Reunited in Manchester, Jamie recalls drunkenness, and mental ill-health, lost in self-doubt, of “internal disputes about the music’s direction… songs but no palpable direction. The outlook was fairly bleak. But we stuck together.” That, Jamie acknowledges, was partly down to enlisting outside help; first a new manager Keith Wozencroft, formerly of Parlophone/EMI, and then producer Charlie Andrew, who got MONEY to relocate back to South London. After three months in a Brixton studio, all the strife was suddenly worth it as MONEY emerged with the magnificent Suicide Songs.
The album finds the band gelling as never before, framing Jamie’s poetic vision with an intuitive grasp of the album’s dignified and despairing themes. There are strings and brass, gospel-style backing vocals, and the (Indian stringed) dilruba on the opening ‘I Am The Lord’. This collectively adds more divine dimensions to the band’s sound, embellishments that MONEY didn’t have the confidence to try out on their debut.
Out of a renewed, richer palate of sound, a sense of greater self-belief has emerged. But as its title suggests, Suicide Songs doesn’t shirk from the emotional truths that birthed it. “I wanted the album to sound like it was ‘coming from death’ which is where these songs emerged,” Jamie explains. “The record is morbid and bleak, and never resolves itself. The only real kind of triumphant realisation is being able to express the morbidity of the situation I found myself in.”
In Jamie’s mind, the album’s first two tracks, ‘I Am The Lord’ and ‘I’m Not Here’, represent, “the irreverent stages of not being mentally present or healthy, of chaos and delusion.” This is followed by, “a more considered and conscious attitude as the record goes on, before it ends again with irreverence, unconcerned with engaging with any positive attitude with life.”
There is a fine line between hopelessness and positivity on this record. From the elegiac, almost tortured ‘A Cocaine Christmas and an Alcoholic’s New Year’, to the sense of hope in the uplifting ‘I’ll Be The Night’ (“When I was a child I made a deal against the sun / that if it died out that I would carry on”). Or the bittersweet ‘Hopeless World’ (“Do you dare to come down to my hopeless world / where I make a strange light uncertain and absurd”), to the brash, almost relentless ‘I’m Not Here’ (“People are strange, I can tell they’re deranged / I’d rather be a tramp on the street, because I’m only here once I’ve disappeared”).
At times, the cumulative effect of the arrangements, melody and rousing vocal sounds more uplifting than the words suggest, as on ‘All My Life’ and ‘Night Came’, the album’s longest and most labyrinthian dissection of self-doubt.
But back to that album title… The band is well aware of the potency of two words such as Suicide Songs. “It seemed to make sense for the period, since I was dabbling with an unworldly attitude toward life, though that’s changed now,” Jamie vouches. “But we don’t want it to come across just in a negative way.
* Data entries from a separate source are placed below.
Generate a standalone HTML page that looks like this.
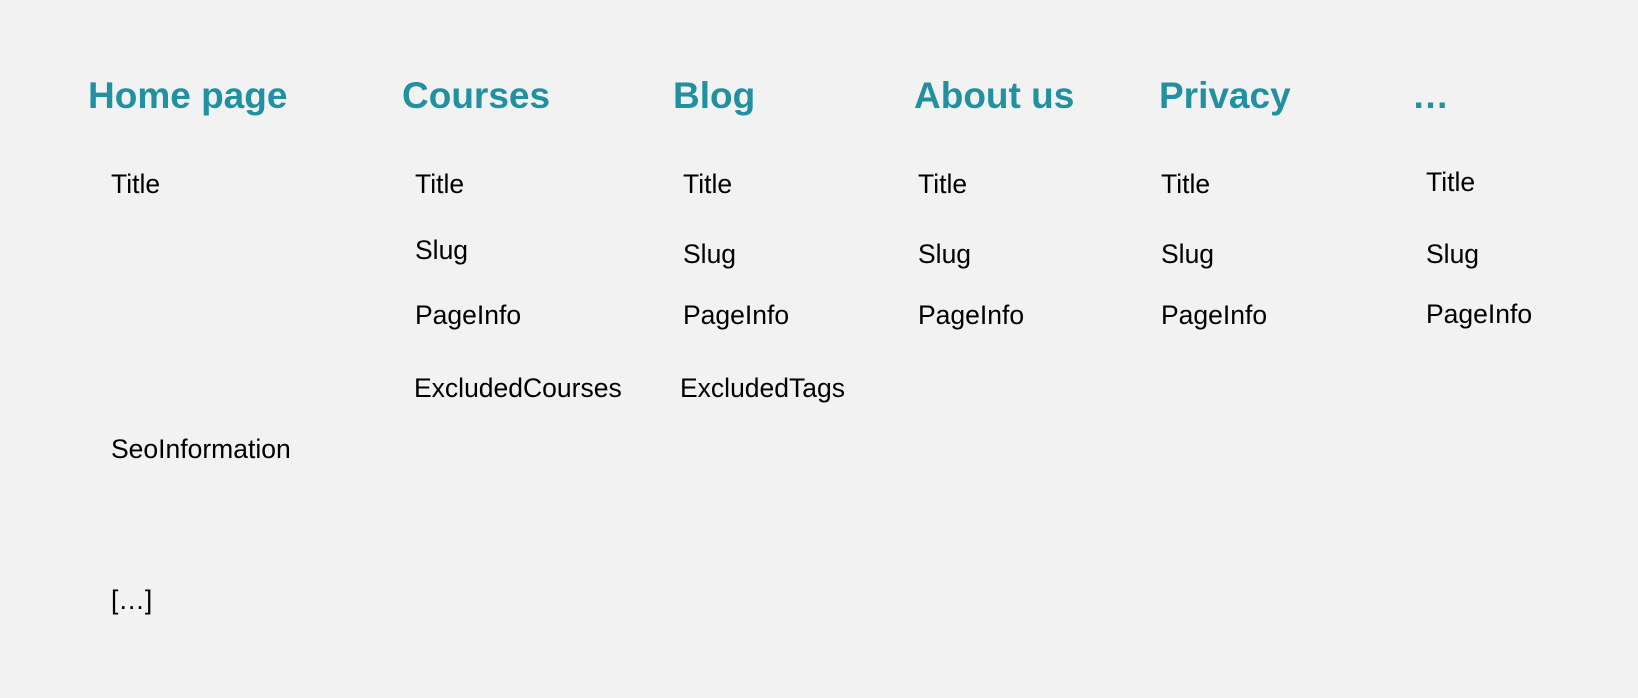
<!DOCTYPE html>
<html><head><style>
body{margin:0;width:1638px;height:698px;background:#f2f2f2;position:relative;overflow:hidden;font-family:"Liberation Sans",sans-serif}
.h{position:absolute;font-size:37px;line-height:37px;font-weight:bold;color:#2190a0;white-space:nowrap}
.t{position:absolute;font-size:26.5px;line-height:26px;color:#000;white-space:nowrap}
</style></head><body>
<div class="h" style="left:88px;top:77px">Home page</div>
<div class="h" style="left:402px;top:77px">Courses</div>
<div class="h" style="left:673px;top:77px">Blog</div>
<div class="h" style="left:914px;top:77px">About us</div>
<div class="h" style="left:1159px;top:77px">Privacy</div>
<div class="h" style="left:1412px;top:77px">…</div>

<div class="t" style="left:111px;top:171px">Title</div>
<div class="t" style="left:111px;top:436px">SeoInformation</div>
<div class="t" style="left:111px;top:587px">[…]</div>

<div class="t" style="left:415px;top:171px">Title</div>
<div class="t" style="left:415px;top:237px">Slug</div>
<div class="t" style="left:415px;top:302px">PageInfo</div>
<div class="t" style="left:414px;top:375px">ExcludedCourses</div>

<div class="t" style="left:683px;top:171px">Title</div>
<div class="t" style="left:683px;top:241px">Slug</div>
<div class="t" style="left:683px;top:302px">PageInfo</div>
<div class="t" style="left:680px;top:375px">ExcludedTags</div>

<div class="t" style="left:918px;top:171px">Title</div>
<div class="t" style="left:918px;top:241px">Slug</div>
<div class="t" style="left:918px;top:302px">PageInfo</div>

<div class="t" style="left:1161px;top:171px">Title</div>
<div class="t" style="left:1161px;top:241px">Slug</div>
<div class="t" style="left:1161px;top:302px">PageInfo</div>

<div class="t" style="left:1426px;top:169px">Title</div>
<div class="t" style="left:1426px;top:241px">Slug</div>
<div class="t" style="left:1426px;top:301px">PageInfo</div>
</body></html>
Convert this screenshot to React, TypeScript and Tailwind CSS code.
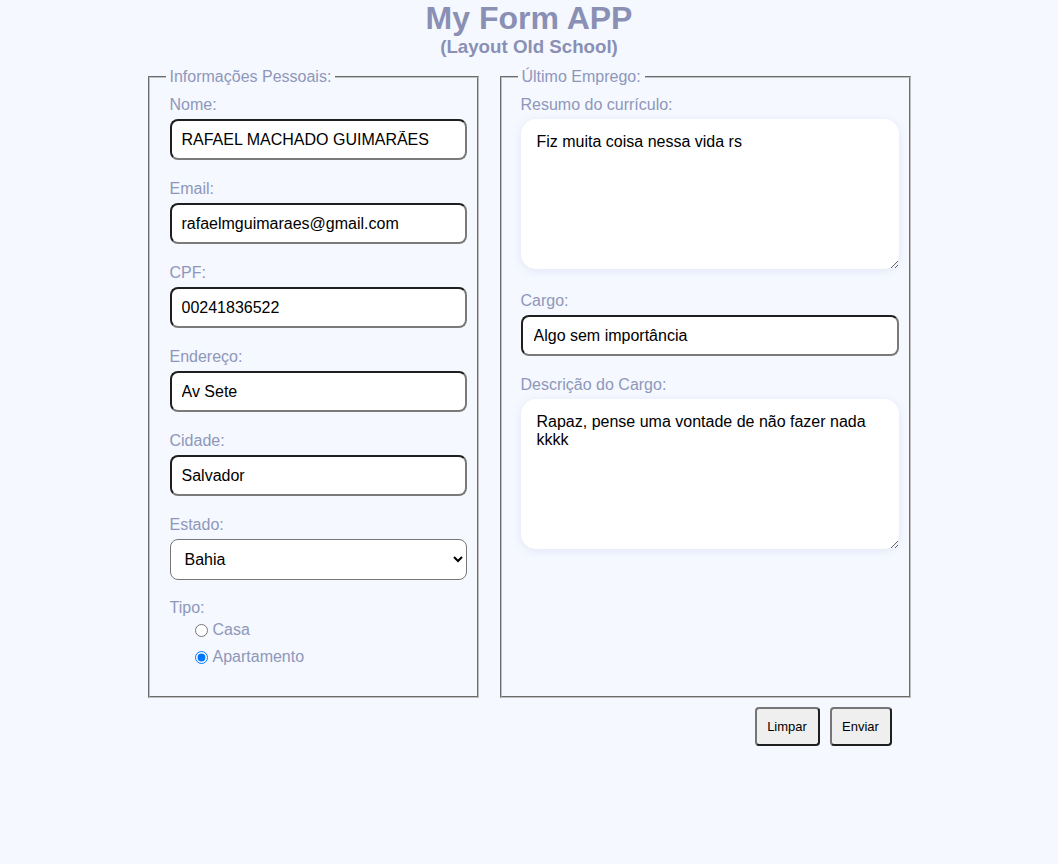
import { useState } from 'react';

const font = { fontFamily: '"Liberation Sans", Arial, sans-serif' };

function Field({ label, value, onChange, pad = 'px-[10px]' }: { label: string; value: string; onChange: (v: string) => void; pad?: string }) {
  return (
    <div className="mb-[20px]">
      <label className="block text-[16px] leading-[18px] text-[#8e97b9]">{label}</label>
      <input
        value={value}
        onChange={(e) => onChange(e.target.value)}
        className={`mt-[5px] block h-[41px] w-full rounded-[8px] border-2 border-t-[#1f1f1f] border-l-[#1f1f1f] border-b-[#7a7a7a] border-r-[#7a7a7a] bg-white text-[16px] text-black outline-none ${pad}`}
      />
    </div>
  );
}

export default function App() {
  const [nome, setNome] = useState('RAFAEL MACHADO GUIMARÃES');
  const [email, setEmail] = useState('rafaelmguimaraes@gmail.com');
  const [cpf, setCpf] = useState('00241836522');
  const [endereco, setEndereco] = useState('Av Sete');
  const [cidade, setCidade] = useState('Salvador');
  const [estado, setEstado] = useState('Bahia');
  const [tipo, setTipo] = useState('apartamento');
  const [resumo, setResumo] = useState('Fiz muita coisa nessa vida rs');
  const [cargo, setCargo] = useState('Algo sem importância');
  const [descricao, setDescricao] = useState('Rapaz, pense uma vontade de não fazer nada kkkk');

  return (
    <div className="min-h-screen w-full bg-[#f5f8ff]" style={font}>
      <header className="text-center text-[#8a90b4]">
        <h1 className="text-[32px] font-bold leading-[36px]">My Form APP</h1>
        <h2 className="text-[18.72px] font-bold leading-[22px]">(Layout Old School)</h2>
      </header>

      <form className="mx-auto mt-[10px] w-[763px]" onSubmit={(e) => e.preventDefault()}>
        <div className="flex gap-[21px]">
          {/* Dados pessoais */}
          <fieldset className="h-[630px] w-[331px] border-2 border-[#c0c0c0] pl-[16px] pr-[10px] [border-style:groove]">
            <legend className="px-[4px] text-[16px] leading-[18px] text-[#8e97b9]">Informações Pessoais:</legend>
            <div className="pl-[4px] pt-[10px]">
              <Field label="Nome:" value={nome} onChange={setNome} />
              <Field label="Email:" value={email} onChange={setEmail} />
              <Field label="CPF:" value={cpf} onChange={setCpf} />
              <Field label="Endereço:" value={endereco} onChange={setEndereco} />
              <Field label="Cidade:" value={cidade} onChange={setCidade} />
              <div className="mb-[19px]">
                <label className="block text-[16px] leading-[18px] text-[#8e97b9]">Estado:</label>
                <select
                  value={estado}
                  onChange={(e) => setEstado(e.target.value)}
                  className="mt-[5px] block h-[41px] w-full rounded-[8px] border border-[#767676] bg-white px-[10px] text-[16px] text-black"
                >
                  <option>Bahia</option>
                  <option>São Paulo</option>
                  <option>Rio de Janeiro</option>
                </select>
              </div>
              <label className="block text-[16px] leading-[18px] text-[#8e97b9]">Tipo:</label>
              <div className="pl-[22px] pt-[4px] text-[16px] text-[#8e97b9]">
                <label className="flex h-[18px] items-center">
                  <input type="radio" name="tipo" checked={tipo === 'casa'} onChange={() => setTipo('casa')} className="m-[3px] mr-[5px] h-[13px] w-[13px]" />
                  Casa
                </label>
                <label className="mt-[9px] flex h-[18px] items-center">
                  <input type="radio" name="tipo" checked={tipo === 'apartamento'} onChange={() => setTipo('apartamento')} className="m-[3px] mr-[5px] h-[13px] w-[13px]" />
                  Apartamento
                </label>
              </div>
            </div>
          </fieldset>

          {/* Último emprego */}
          <fieldset className="h-[630px] w-[411px] border-2 border-[#c0c0c0] pl-[16px] pr-[10px] [border-style:groove]">
            <legend className="px-[4px] text-[16px] leading-[18px] text-[#8e97b9]">Último Emprego:</legend>
            <div className="pl-[3px] pt-[10px]">
              <label className="block text-[16px] leading-[18px] text-[#8e97b9]">Resumo do currículo:</label>
              <textarea
                value={resumo}
                onChange={(e) => setResumo(e.target.value)}
                className="mt-[5px] block h-[150px] w-full rounded-[15px] bg-white px-[16px] py-[14px] text-[16px] leading-[18px] text-black shadow-[0_2px_10px_rgba(90,110,170,0.12)] outline-none"
              />
              <div className="mt-[23px]">
                <Field label="Cargo:" value={cargo} onChange={setCargo} pad="px-[11px]" />
              </div>
              <label className="block text-[16px] leading-[18px] text-[#8e97b9]">Descrição do Cargo:</label>
              <textarea
                value={descricao}
                onChange={(e) => setDescricao(e.target.value)}
                className="mt-[5px] block h-[150px] w-full rounded-[15px] bg-white px-[16px] py-[14px] text-[16px] leading-[18px] text-black shadow-[0_2px_10px_rgba(90,110,170,0.12)] outline-none"
              />
            </div>
          </fieldset>
        </div>

        <div className="mt-[9px] flex justify-end gap-[10px] pr-[19px]">
          <button type="reset" className="h-[39px] w-[65px] rounded-[4px] border-2 border-t-[#767676] border-l-[#767676] border-b-[#1f1f1f] border-r-[#1f1f1f] bg-[#efefef] text-[13px] text-black">
            Limpar
          </button>
          <button type="submit" className="h-[39px] w-[62px] rounded-[4px] border-2 border-t-[#767676] border-l-[#767676] border-b-[#1f1f1f] border-r-[#1f1f1f] bg-[#efefef] text-[13px] text-black">
            Enviar
          </button>
        </div>
      </form>
    </div>
  );
}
We don’t want to glorify mental illness either. ”
“Above all else, I’m just trying to project and portray a poetic truth. Suicide is about anonymity, to the point where you don’t exist, which I definitely feel in my songwriting and as a person. But rather than writing myself out of anonymity, I want to remain there, in this record at least. It’s recognising a kind of sacrificial nature, in making artistic choices. By rummaging around in your feelings and trying to make sense of life, to the detriment of your health, there might be some poetic value to what you have created.”